_EXERCISE REQUIREMENTS_. Please write out the material below exactly as given.

_DATA EXCERPT_.
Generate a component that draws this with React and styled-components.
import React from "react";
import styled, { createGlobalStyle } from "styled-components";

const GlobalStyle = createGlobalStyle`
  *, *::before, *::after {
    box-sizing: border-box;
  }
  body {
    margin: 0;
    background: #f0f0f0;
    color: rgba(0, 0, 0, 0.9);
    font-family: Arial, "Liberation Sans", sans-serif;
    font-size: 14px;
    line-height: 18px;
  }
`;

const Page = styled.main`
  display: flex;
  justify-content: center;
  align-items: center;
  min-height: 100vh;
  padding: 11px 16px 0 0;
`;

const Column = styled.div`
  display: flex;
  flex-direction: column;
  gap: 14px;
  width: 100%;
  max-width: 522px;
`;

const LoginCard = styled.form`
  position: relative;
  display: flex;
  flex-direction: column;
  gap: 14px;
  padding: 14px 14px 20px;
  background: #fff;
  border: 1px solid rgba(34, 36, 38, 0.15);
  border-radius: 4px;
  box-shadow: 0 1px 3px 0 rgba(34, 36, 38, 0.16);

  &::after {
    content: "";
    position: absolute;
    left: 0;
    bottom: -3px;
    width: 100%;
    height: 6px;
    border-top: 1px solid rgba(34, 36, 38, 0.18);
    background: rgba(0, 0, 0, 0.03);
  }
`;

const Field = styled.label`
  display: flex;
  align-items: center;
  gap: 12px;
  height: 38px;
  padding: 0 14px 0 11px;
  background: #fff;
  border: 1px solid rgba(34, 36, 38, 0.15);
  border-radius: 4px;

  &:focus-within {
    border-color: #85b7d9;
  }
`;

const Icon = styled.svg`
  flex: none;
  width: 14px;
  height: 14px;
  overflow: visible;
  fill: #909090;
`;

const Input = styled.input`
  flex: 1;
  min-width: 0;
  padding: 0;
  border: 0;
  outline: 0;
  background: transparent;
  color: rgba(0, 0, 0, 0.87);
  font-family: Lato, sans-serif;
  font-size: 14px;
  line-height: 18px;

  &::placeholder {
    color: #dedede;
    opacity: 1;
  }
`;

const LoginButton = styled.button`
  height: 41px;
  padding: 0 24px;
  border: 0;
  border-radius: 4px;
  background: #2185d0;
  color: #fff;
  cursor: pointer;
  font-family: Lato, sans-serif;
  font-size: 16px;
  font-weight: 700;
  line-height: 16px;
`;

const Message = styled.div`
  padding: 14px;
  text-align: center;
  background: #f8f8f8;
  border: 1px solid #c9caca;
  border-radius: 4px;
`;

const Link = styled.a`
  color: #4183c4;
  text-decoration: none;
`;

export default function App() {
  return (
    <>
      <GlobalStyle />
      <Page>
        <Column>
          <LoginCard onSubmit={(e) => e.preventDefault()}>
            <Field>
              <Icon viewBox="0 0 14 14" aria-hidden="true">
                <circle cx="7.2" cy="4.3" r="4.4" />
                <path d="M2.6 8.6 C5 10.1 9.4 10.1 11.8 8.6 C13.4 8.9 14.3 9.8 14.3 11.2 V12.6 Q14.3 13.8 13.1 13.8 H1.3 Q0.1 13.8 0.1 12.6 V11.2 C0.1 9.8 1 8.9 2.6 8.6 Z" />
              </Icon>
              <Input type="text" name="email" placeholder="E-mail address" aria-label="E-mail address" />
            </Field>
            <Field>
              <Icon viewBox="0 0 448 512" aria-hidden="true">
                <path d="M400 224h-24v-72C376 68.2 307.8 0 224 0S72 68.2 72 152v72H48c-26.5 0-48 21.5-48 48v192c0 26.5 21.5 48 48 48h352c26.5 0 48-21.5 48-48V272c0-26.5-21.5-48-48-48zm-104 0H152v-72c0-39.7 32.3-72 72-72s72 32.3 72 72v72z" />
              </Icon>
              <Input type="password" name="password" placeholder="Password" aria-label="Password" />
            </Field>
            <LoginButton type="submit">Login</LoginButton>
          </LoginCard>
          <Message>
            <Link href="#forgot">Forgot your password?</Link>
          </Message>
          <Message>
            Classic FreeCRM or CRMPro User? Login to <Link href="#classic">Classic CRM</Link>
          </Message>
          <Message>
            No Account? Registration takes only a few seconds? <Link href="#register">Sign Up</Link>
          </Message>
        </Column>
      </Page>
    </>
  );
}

_EXPECTED ANSWER_.
Generate a component that draws this with React and styled-components.
import React from "react";
import styled, { createGlobalStyle } from "styled-components";

const GlobalStyle = createGlobalStyle`
  *, *::before, *::after {
    box-sizing: border-box;
  }
  body {
    margin: 0;
    background: #f0f0f0;
    color: rgba(0, 0, 0, 0.9);
    font-family: Arial, "Liberation Sans", sans-serif;
    font-size: 14px;
    line-height: 18px;
  }
`;

const Page = styled.main`
  display: flex;
  justify-content: center;
  align-items: center;
  min-height: 100vh;
  padding: 11px 16px 0 0;
`;

const Column = styled.div`
  display: flex;
  flex-direction: column;
  gap: 14px;
  width: 100%;
  max-width: 522px;
`;

const LoginCard = styled.form`
  position: relative;
  display: flex;
  flex-direction: column;
  gap: 14px;
  padding: 14px 14px 20px;
  background: #fff;
  border: 1px solid rgba(34, 36, 38, 0.15);
  border-radius: 4px;
  box-shadow: 0 1px 3px 0 rgba(34, 36, 38, 0.16);

  &::after {
    content: "";
    position: absolute;
    left: 0;
    bottom: -3px;
    width: 100%;
    height: 6px;
    border-top: 1px solid rgba(34, 36, 38, 0.18);
    background: rgba(0, 0, 0, 0.03);
  }
`;

const Field = styled.label`
  display: flex;
  align-items: center;
  gap: 12px;
  height: 38px;
  padding: 0 14px 0 11px;
  background: #fff;
  border: 1px solid rgba(34, 36, 38, 0.15);
  border-radius: 4px;

  &:focus-within {
    border-color: #85b7d9;
  }
`;

const Icon = styled.svg`
  flex: none;
  width: 14px;
  height: 14px;
  overflow: visible;
  fill: #909090;
`;

const Input = styled.input`
  flex: 1;
  min-width: 0;
  padding: 0;
  border: 0;
  outline: 0;
  background: transparent;
  color: rgba(0, 0, 0, 0.87);
  font-family: Lato, sans-serif;
  font-size: 14px;
  line-height: 18px;

  &::placeholder {
    color: #dedede;
    opacity: 1;
  }
`;

const LoginButton = styled.button`
  height: 41px;
  padding: 0 24px;
  border: 0;
  border-radius: 4px;
  background: #2185d0;
  color: #fff;
  cursor: pointer;
  font-family: Lato, sans-serif;
  font-size: 16px;
  font-weight: 700;
  line-height: 16px;
`;

const Message = styled.div`
  padding: 14px;
  text-align: center;
  background: #f8f8f8;
  border: 1px solid #c9caca;
  border-radius: 4px;
`;

const Link = styled.a`
  color: #4183c4;
  text-decoration: none;
`;

export default function App() {
  return (
    <>
      <GlobalStyle />
      <Page>
        <Column>
          <LoginCard onSubmit={(e) => e.preventDefault()}>
            <Field>
              <Icon viewBox="0 0 14 14" aria-hidden="true">
                <circle cx="7.2" cy="4.3" r="4.4" />
                <path d="M2.6 8.6 C5 10.1 9.4 10.1 11.8 8.6 C13.4 8.9 14.3 9.8 14.3 11.2 V12.6 Q14.3 13.8 13.1 13.8 H1.3 Q0.1 13.8 0.1 12.6 V11.2 C0.1 9.8 1 8.9 2.6 8.6 Z" />
              </Icon>
              <Input type="text" name="email" placeholder="E-mail address" aria-label="E-mail address" />
            </Field>
            <Field>
              <Icon viewBox="0 0 448 512" aria-hidden="true">
                <path d="M400 224h-24v-72C376 68.2 307.8 0 224 0S72 68.2 72 152v72H48c-26.5 0-48 21.5-48 48v192c0 26.5 21.5 48 48 48h352c26.5 0 48-21.5 48-48V272c0-26.5-21.5-48-48-48zm-104 0H152v-72c0-39.7 32.3-72 72-72s72 32.3 72 72v72z" />
              </Icon>
              <Input type="password" name="password" placeholder="Password" aria-label="Password" />
            </Field>
            <LoginButton type="submit">Login</LoginButton>
          </LoginCard>
          <Message>
            <Link href="#forgot">Forgot your password?</Link>
          </Message>
          <Message>
            Classic FreeCRM or CRMPro User? Login to <Link href="#classic">Classic CRM</Link>
          </Message>
          <Message>
            No Account? Registration takes only a few seconds? <Link href="#register">Sign Up</Link>
          </Message>
        </Column>
      </Page>
    </>
  );
}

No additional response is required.